Charge Extra for Cheating
There are also revenue opportunities to upsell premium content. One app that I designed unlocked premium content at various levels of completion. As a user worked their way through a workflow, premium subject matter expert content was made available to them. After so many steps of activities or completion, consider providing something to reward the users. However, I advise allowing people to cheat. Let them unlock the premium content without going through all the steps, but for a premium price. That appeals to our laziness, and instant gratification culture, and you can charge a lot more money for these sorts of features than you can with apps themselves. Just look at popular game platforms. They have enormous markets related to buying things that are unrelated to the game or quest. You can buy a shield, or different armor for your character, or pets, and other status items just like in real life. A user might only be willing to pay $0.99 for a game (or get a free version), but they might spend $20.00 accessorizing, or for getting other premium content. Look at how popular gaming platforms have their own marketplaces, and the kinds of things they sell. These items appeal to status (I can brag socially about it, or have status over other players because I am unique), and to intrinsic motivations that users may put more of a dollar value on than our actual app. There are even eBay and online classified services that allow you to purchase virtual currency, or a player that is at a higher level of game play that already has worked through many levels within the game. Some people will pay a premium for shortcuts, so tap into that.

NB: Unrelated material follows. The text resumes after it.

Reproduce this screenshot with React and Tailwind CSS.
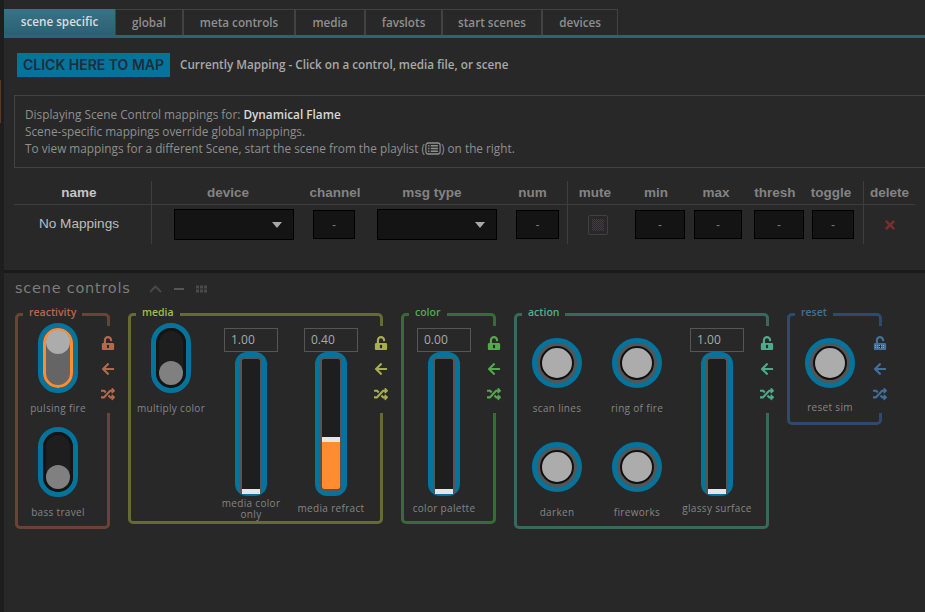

The key point here is that we have a lot of choices in the apps we use, so we need to put in mechanisms into our apps that draw people back into them. If we don’t provide incentives to use the app, they may go to an app that is more entertaining and rewards them for repetitive tasks, or is simply more enjoyable to use. Furthermore, if app usage and the information in the app is important, you don’t want them to tune it out. If you want people to keep going back and using your app more and more, you will need to figure out how to tap into gaming and entertainment.